(Code that builds pages)
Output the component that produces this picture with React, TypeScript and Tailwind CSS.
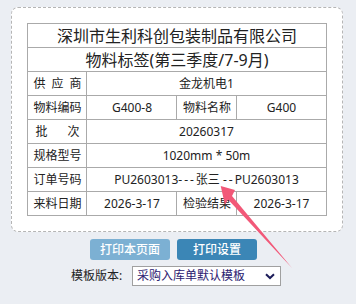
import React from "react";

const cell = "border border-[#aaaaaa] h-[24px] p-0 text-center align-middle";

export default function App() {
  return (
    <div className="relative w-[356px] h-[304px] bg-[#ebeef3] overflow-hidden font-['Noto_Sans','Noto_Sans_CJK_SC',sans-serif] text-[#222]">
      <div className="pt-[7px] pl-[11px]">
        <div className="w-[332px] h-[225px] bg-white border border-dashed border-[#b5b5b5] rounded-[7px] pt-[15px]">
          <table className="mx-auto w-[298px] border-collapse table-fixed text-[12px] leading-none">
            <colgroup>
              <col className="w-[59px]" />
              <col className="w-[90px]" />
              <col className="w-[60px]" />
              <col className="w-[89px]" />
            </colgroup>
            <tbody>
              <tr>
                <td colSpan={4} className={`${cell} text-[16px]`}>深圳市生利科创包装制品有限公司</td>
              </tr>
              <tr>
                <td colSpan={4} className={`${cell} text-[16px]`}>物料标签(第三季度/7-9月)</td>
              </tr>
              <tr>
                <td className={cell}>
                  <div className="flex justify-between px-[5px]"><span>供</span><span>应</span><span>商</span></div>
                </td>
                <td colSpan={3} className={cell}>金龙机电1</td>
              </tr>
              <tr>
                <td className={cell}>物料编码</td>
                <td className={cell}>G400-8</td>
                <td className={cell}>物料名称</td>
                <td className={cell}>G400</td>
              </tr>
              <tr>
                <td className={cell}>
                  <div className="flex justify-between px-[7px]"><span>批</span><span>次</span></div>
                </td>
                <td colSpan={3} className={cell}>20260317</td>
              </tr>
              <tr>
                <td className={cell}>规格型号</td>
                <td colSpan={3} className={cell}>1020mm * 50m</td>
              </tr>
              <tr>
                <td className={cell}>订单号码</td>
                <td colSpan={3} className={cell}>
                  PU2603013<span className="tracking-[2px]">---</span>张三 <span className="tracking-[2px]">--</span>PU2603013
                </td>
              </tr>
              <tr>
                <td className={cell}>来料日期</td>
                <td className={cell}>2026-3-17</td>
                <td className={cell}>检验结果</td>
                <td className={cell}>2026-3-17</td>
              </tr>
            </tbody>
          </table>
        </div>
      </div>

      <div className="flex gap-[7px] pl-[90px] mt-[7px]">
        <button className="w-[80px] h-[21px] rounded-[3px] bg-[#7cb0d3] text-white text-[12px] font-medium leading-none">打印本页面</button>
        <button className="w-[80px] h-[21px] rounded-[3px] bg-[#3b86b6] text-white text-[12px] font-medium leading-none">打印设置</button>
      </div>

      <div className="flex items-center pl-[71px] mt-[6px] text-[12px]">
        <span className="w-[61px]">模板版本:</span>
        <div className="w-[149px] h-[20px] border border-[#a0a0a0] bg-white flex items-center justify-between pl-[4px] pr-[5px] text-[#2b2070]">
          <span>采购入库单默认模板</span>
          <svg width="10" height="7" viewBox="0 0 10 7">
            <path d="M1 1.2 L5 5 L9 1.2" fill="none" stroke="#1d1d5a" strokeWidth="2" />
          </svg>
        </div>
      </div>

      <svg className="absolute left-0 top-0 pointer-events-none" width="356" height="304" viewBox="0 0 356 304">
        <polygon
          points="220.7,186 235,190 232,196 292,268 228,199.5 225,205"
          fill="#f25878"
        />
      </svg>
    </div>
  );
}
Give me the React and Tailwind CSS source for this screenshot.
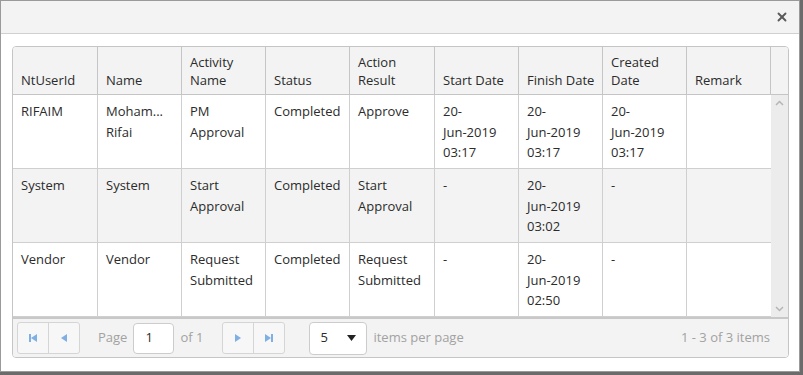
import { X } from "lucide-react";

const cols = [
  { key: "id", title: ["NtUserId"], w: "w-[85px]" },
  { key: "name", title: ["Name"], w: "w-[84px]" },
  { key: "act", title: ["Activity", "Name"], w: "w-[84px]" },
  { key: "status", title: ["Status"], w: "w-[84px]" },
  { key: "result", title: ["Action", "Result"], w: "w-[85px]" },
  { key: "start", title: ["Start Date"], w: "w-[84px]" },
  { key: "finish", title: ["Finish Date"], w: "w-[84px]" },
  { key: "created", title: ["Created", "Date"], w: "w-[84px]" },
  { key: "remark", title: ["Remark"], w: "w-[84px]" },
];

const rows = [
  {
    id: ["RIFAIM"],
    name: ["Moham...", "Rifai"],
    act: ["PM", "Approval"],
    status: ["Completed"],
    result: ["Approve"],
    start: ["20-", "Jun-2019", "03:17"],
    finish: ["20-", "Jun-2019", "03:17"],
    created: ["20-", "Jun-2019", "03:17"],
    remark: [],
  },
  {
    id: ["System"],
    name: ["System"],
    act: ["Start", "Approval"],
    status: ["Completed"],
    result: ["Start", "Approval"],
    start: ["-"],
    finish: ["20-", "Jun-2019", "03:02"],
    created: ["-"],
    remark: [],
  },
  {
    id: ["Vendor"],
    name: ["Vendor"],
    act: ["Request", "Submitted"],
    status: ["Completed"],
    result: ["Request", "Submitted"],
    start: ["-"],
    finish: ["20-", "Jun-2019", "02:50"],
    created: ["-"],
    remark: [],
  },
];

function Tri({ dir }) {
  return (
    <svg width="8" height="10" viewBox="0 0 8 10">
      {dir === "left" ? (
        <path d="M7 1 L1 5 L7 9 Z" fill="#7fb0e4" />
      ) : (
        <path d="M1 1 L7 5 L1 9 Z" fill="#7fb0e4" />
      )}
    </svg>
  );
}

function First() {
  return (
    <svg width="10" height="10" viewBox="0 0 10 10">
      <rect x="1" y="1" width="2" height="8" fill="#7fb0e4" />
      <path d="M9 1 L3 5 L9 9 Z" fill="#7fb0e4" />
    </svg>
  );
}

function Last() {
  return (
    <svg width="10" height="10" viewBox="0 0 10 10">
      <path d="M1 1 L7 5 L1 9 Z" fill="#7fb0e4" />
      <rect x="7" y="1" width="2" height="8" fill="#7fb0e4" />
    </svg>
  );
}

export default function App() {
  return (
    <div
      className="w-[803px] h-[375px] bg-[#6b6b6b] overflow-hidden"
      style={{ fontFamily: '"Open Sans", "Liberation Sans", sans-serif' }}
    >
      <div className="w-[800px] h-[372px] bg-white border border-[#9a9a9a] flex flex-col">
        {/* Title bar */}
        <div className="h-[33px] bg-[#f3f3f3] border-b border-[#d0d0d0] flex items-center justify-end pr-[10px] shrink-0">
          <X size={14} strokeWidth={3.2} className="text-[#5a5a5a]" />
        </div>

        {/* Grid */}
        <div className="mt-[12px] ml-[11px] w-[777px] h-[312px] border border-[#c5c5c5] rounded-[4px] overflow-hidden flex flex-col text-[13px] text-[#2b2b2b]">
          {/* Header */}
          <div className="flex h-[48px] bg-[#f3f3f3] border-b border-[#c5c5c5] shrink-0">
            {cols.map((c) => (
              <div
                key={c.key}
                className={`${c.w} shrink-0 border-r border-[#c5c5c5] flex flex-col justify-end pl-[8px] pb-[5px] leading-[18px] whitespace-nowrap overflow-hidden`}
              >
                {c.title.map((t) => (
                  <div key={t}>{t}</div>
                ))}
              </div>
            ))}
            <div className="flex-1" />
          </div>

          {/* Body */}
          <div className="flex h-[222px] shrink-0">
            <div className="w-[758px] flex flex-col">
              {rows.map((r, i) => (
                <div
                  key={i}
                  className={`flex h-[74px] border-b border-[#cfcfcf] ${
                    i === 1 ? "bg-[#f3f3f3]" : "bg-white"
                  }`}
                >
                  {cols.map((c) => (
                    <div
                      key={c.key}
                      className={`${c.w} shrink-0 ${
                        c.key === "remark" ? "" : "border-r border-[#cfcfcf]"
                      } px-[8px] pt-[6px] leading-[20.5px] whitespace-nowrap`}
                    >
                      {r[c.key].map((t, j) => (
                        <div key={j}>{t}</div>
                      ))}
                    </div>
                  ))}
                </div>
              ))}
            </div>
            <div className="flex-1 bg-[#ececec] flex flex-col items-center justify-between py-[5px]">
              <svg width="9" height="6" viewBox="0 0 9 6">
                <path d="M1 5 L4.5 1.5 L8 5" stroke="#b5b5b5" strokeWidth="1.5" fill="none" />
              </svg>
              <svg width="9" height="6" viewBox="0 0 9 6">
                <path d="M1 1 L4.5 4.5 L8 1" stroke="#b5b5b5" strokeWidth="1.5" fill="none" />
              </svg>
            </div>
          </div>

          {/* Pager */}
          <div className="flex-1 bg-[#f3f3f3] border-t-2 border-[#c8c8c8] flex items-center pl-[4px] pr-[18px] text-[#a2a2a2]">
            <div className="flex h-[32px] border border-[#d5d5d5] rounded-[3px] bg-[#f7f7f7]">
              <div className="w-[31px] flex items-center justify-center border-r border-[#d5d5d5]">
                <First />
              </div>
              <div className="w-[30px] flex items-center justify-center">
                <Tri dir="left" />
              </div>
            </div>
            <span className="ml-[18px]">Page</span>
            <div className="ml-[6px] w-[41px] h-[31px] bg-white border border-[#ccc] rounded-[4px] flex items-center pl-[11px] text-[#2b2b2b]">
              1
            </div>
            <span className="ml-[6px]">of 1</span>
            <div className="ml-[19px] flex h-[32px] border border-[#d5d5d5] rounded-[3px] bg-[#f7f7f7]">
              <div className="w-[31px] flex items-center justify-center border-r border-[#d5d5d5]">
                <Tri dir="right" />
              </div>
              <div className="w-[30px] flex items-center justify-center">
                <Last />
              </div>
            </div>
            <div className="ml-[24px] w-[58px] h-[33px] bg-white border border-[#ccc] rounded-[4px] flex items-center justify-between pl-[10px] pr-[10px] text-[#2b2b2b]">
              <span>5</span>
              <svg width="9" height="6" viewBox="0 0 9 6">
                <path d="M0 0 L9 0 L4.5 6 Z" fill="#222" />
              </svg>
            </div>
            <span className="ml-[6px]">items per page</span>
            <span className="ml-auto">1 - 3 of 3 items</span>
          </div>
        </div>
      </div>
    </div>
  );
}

## DO THIS
Give again exactly the lines running from the beginning of the material above through the line that contains "border-[#aaaaaa] h-[24px] p-0", and leave out every picture.

## SOLUTION TO THIS TASK
Output the component that produces this picture with React, TypeScript and Tailwind CSS.
import React from "react";

const cell = "border border-[#aaaaaa] h-[24px] p-0 text-center align-middle";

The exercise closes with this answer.